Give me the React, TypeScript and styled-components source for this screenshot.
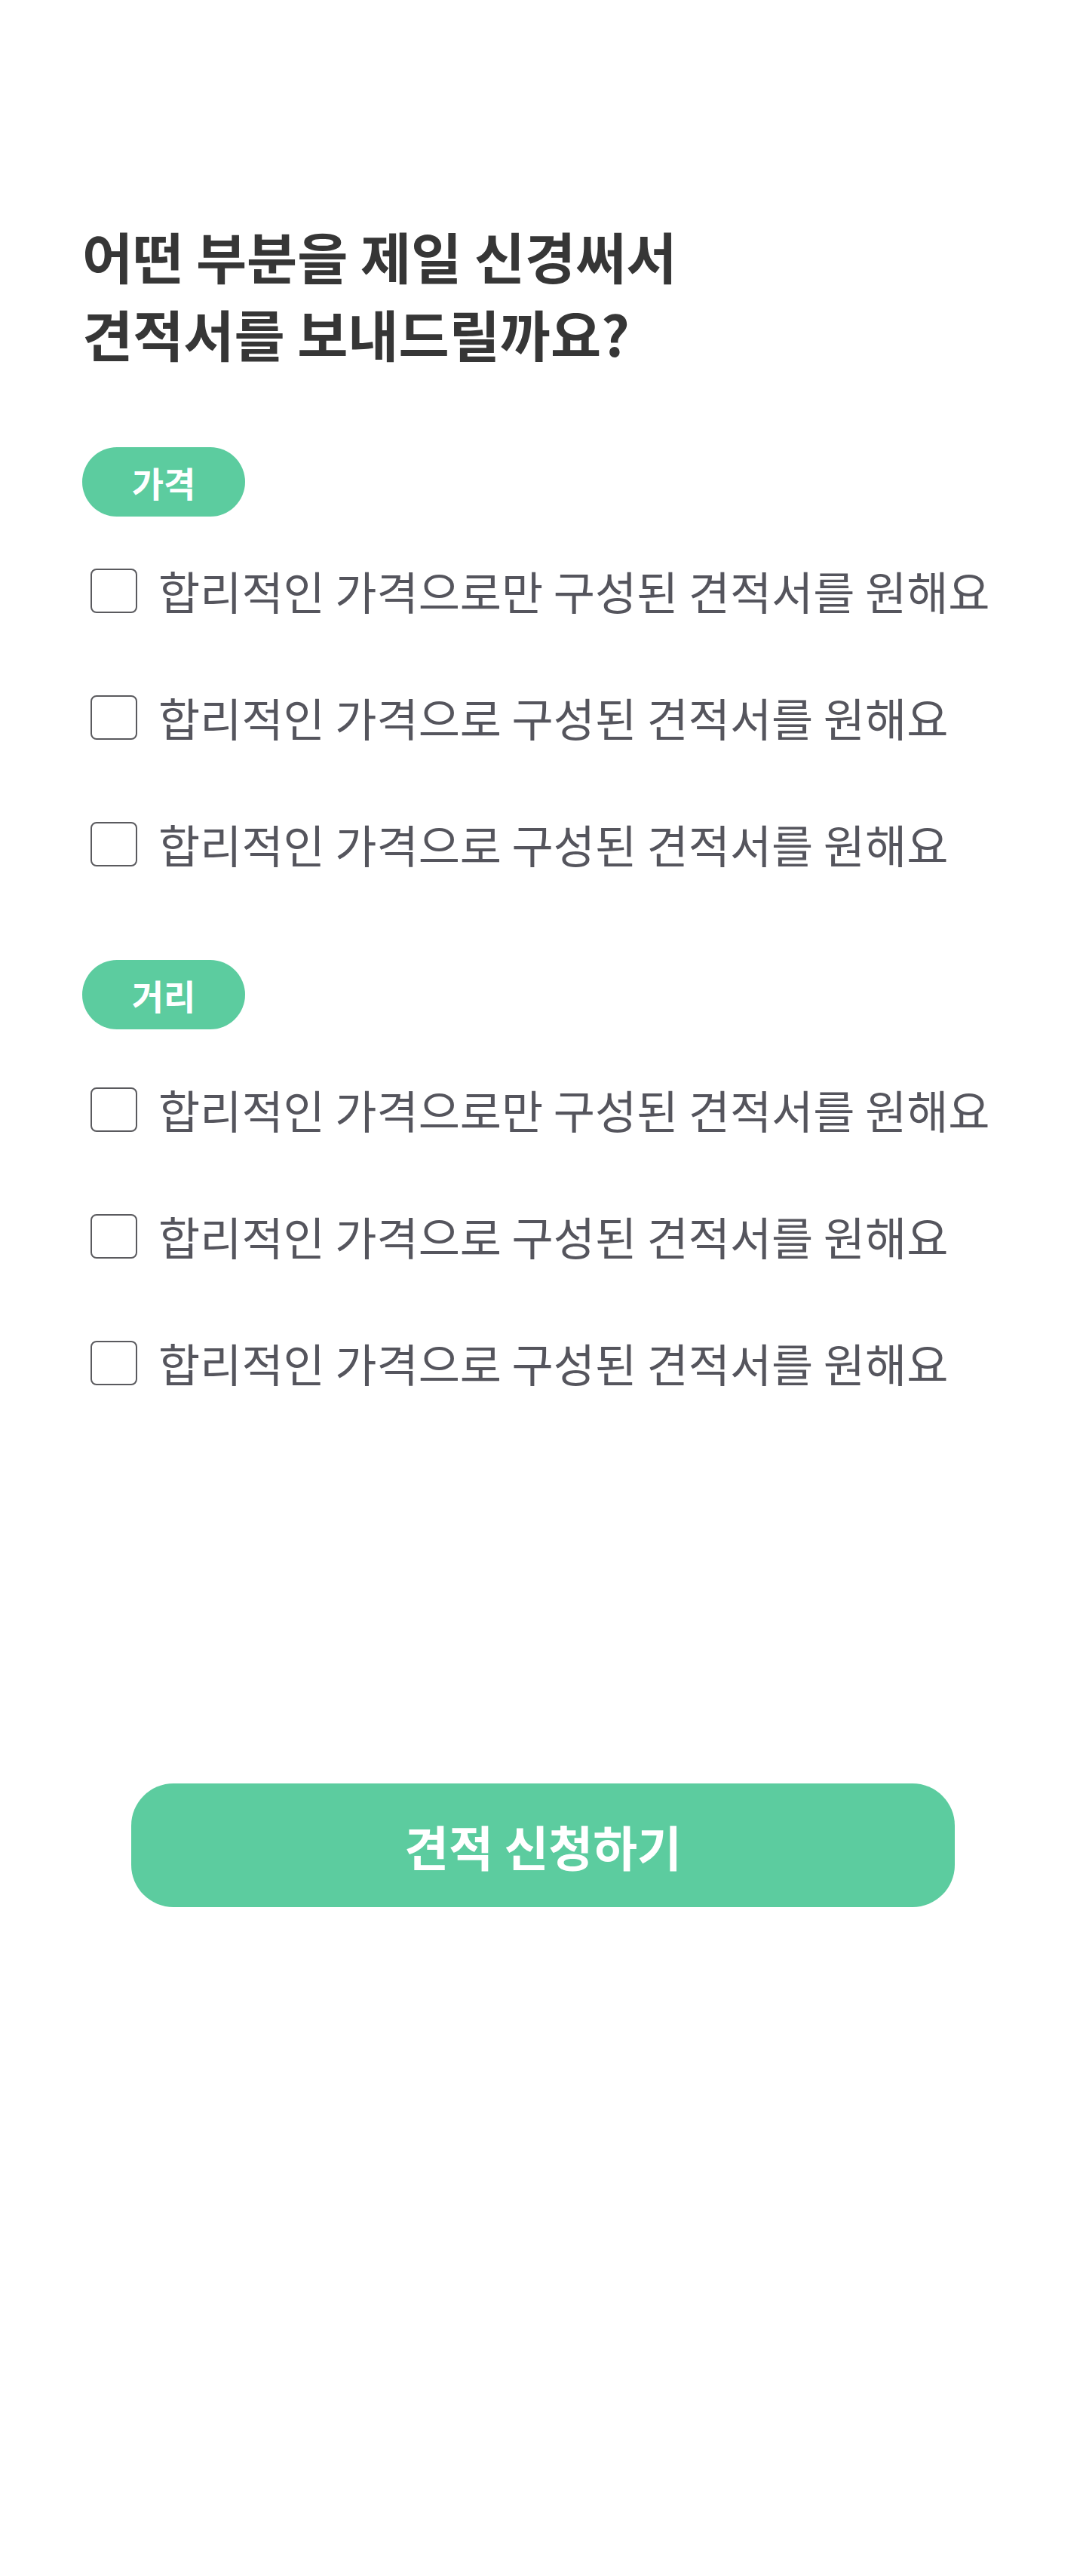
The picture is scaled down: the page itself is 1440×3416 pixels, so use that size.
import React from "react";
import styled, { createGlobalStyle } from "styled-components";

const GlobalStyle = createGlobalStyle`
  html, body {
    margin: 0;
    padding: 0;
    background: #ffffff;
  }
  body {
    font-family: "Noto Sans CJK KR", "Noto Sans", sans-serif;
  }
  * { box-sizing: border-box; }
`;

const Page = styled.main`
  width: 1440px;
  min-height: 3416px;
  padding: 287px 109px 0 109px;
  display: flex;
  flex-direction: column;
`;

const Heading = styled.h1`
  margin: 0;
  font-size: 73px;
  line-height: 103px;
  font-weight: 700;
  color: #363636;
  letter-spacing: 0;
`;

const Sections = styled.div`
  margin-top: 100px;
  display: flex;
  flex-direction: column;
  gap: 70px;
`;

const Section = styled.section`
  display: flex;
  flex-direction: column;
  align-items: flex-start;
`;

const Tag = styled.span`
  display: inline-flex;
  align-items: center;
  justify-content: center;
  width: 216px;
  height: 92px;
  border-radius: 46px;
  background: #5ccc9f;
  color: #ffffff;
  font-size: 46px;
  font-weight: 700;
  line-height: 1;
`;

const OptionList = styled.ul<{ $lead: number }>`
  list-style: none;
  margin: ${(p) => p.$lead}px 0 0 0;
  padding: 0;
  display: flex;
  flex-direction: column;
`;

const OptionRow = styled.li`
  height: 168px;
  display: flex;
  align-items: center;
`;

const OptionLabel = styled.label`
  display: flex;
  align-items: center;
  gap: 28px;
  padding-left: 11px;
  cursor: pointer;
`;

const Box = styled.input`
  appearance: none;
  -webkit-appearance: none;
  margin: 0;
  width: 62px;
  height: 59px;
  border: 2px solid #5a5a5e;
  border-radius: 8px;
  background: #ffffff;
  flex: none;
`;

const OptionText = styled.span`
  font-size: 60px;
  font-weight: 400;
  color: #55555d;
  line-height: 1;
  white-space: nowrap;
`;

const SubmitWrap = styled.div`
  margin-top: 474px;
  display: flex;
  justify-content: center;
`;

const SubmitButton = styled.button`
  width: 1092px;
  height: 164px;
  border: none;
  border-radius: 56px;
  background: #5ccc9f;
  color: #ffffff;
  font-family: "Noto Sans CJK KR", "Noto Sans", sans-serif;
  font-size: 64px;
  font-weight: 700;
  cursor: pointer;
`;

const groups = [
  {
    tag: "가격",
    lead: 14,
    options: [
      "합리적인 가격으로만 구성된 견적서를 원해요",
      "합리적인 가격으로 구성된 견적서를 원해요",
      "합리적인 가격으로 구성된 견적서를 원해요",
    ],
  },
  {
    tag: "거리",
    lead: 22,
    options: [
      "합리적인 가격으로만 구성된 견적서를 원해요",
      "합리적인 가격으로 구성된 견적서를 원해요",
      "합리적인 가격으로 구성된 견적서를 원해요",
    ],
  },
];

export default function App() {
  return (
    <>
      <GlobalStyle />
      <Page>
        <Heading>
          어떤 부분을 제일 신경써서
          <br />
          견적서를 보내드릴까요?
        </Heading>
        <Sections>
          {groups.map((g, gi) => (
            <Section key={gi}>
              <Tag>{g.tag}</Tag>
              <OptionList $lead={g.lead}>
                {g.options.map((o, oi) => (
                  <OptionRow key={oi}>
                    <OptionLabel>
                      <Box type="checkbox" />
                      <OptionText>{o}</OptionText>
                    </OptionLabel>
                  </OptionRow>
                ))}
              </OptionList>
            </Section>
          ))}
        </Sections>
        <SubmitWrap>
          <SubmitButton type="button">견적 신청하기</SubmitButton>
        </SubmitWrap>
      </Page>
    </>
  );
}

■ ■ ■

From the listing, extract all text exactly as given and drop any picture.

Give me the React, TypeScript and styled-components source for this screenshot.
The picture is scaled down: the page itself is 1440×3416 pixels, so use that size.
import React from "react";
import styled, { createGlobalStyle } from "styled-components";

const GlobalStyle = createGlobalStyle`
  html, body {
    margin: 0;
    padding: 0;
    background: #ffffff;
  }
  body {
    font-family: "Noto Sans CJK KR", "Noto Sans", sans-serif;
  }
  * { box-sizing: border-box; }
`;

const Page = styled.main`
  width: 1440px;
  min-height: 3416px;
  padding: 287px 109px 0 109px;
  display: flex;
  flex-direction: column;
`;

const Heading = styled.h1`
  margin: 0;
  font-size: 73px;
  line-height: 103px;
  font-weight: 700;
  color: #363636;
  letter-spacing: 0;
`;

const Sections = styled.div`
  margin-top: 100px;
  display: flex;
  flex-direction: column;
  gap: 70px;
`;

const Section = styled.section`
  display: flex;
  flex-direction: column;
  align-items: flex-start;
`;

const Tag = styled.span`
  display: inline-flex;
  align-items: center;
  justify-content: center;
  width: 216px;
  height: 92px;
  border-radius: 46px;
  background: #5ccc9f;
  color: #ffffff;
  font-size: 46px;
  font-weight: 700;
  line-height: 1;
`;

const OptionList = styled.ul<{ $lead: number }>`
  list-style: none;
  margin: ${(p) => p.$lead}px 0 0 0;
  padding: 0;
  display: flex;
  flex-direction: column;
`;

const OptionRow = styled.li`
  height: 168px;
  display: flex;
  align-items: center;
`;

const OptionLabel = styled.label`
  display: flex;
  align-items: center;
  gap: 28px;
  padding-left: 11px;
  cursor: pointer;
`;

const Box = styled.input`
  appearance: none;
  -webkit-appearance: none;
  margin: 0;
  width: 62px;
  height: 59px;
  border: 2px solid #5a5a5e;
  border-radius: 8px;
  background: #ffffff;
  flex: none;
`;

const OptionText = styled.span`
  font-size: 60px;
  font-weight: 400;
  color: #55555d;
  line-height: 1;
  white-space: nowrap;
`;

const SubmitWrap = styled.div`
  margin-top: 474px;
  display: flex;
  justify-content: center;
`;

const SubmitButton = styled.button`
  width: 1092px;
  height: 164px;
  border: none;
  border-radius: 56px;
  background: #5ccc9f;
  color: #ffffff;
  font-family: "Noto Sans CJK KR", "Noto Sans", sans-serif;
  font-size: 64px;
  font-weight: 700;
  cursor: pointer;
`;

const groups = [
  {
    tag: "가격",
    lead: 14,
    options: [
      "합리적인 가격으로만 구성된 견적서를 원해요",
      "합리적인 가격으로 구성된 견적서를 원해요",
      "합리적인 가격으로 구성된 견적서를 원해요",
    ],
  },
  {
    tag: "거리",
    lead: 22,
    options: [
      "합리적인 가격으로만 구성된 견적서를 원해요",
      "합리적인 가격으로 구성된 견적서를 원해요",
      "합리적인 가격으로 구성된 견적서를 원해요",
    ],
  },
];

export default function App() {
  return (
    <>
      <GlobalStyle />
      <Page>
        <Heading>
          어떤 부분을 제일 신경써서
          <br />
          견적서를 보내드릴까요?
        </Heading>
        <Sections>
          {groups.map((g, gi) => (
            <Section key={gi}>
              <Tag>{g.tag}</Tag>
              <OptionList $lead={g.lead}>
                {g.options.map((o, oi) => (
                  <OptionRow key={oi}>
                    <OptionLabel>
                      <Box type="checkbox" />
                      <OptionText>{o}</OptionText>
                    </OptionLabel>
                  </OptionRow>
                ))}
              </OptionList>
            </Section>
          ))}
        </Sections>
        <SubmitWrap>
          <SubmitButton type="button">견적 신청하기</SubmitButton>
        </SubmitWrap>
      </Page>
    </>
  );
}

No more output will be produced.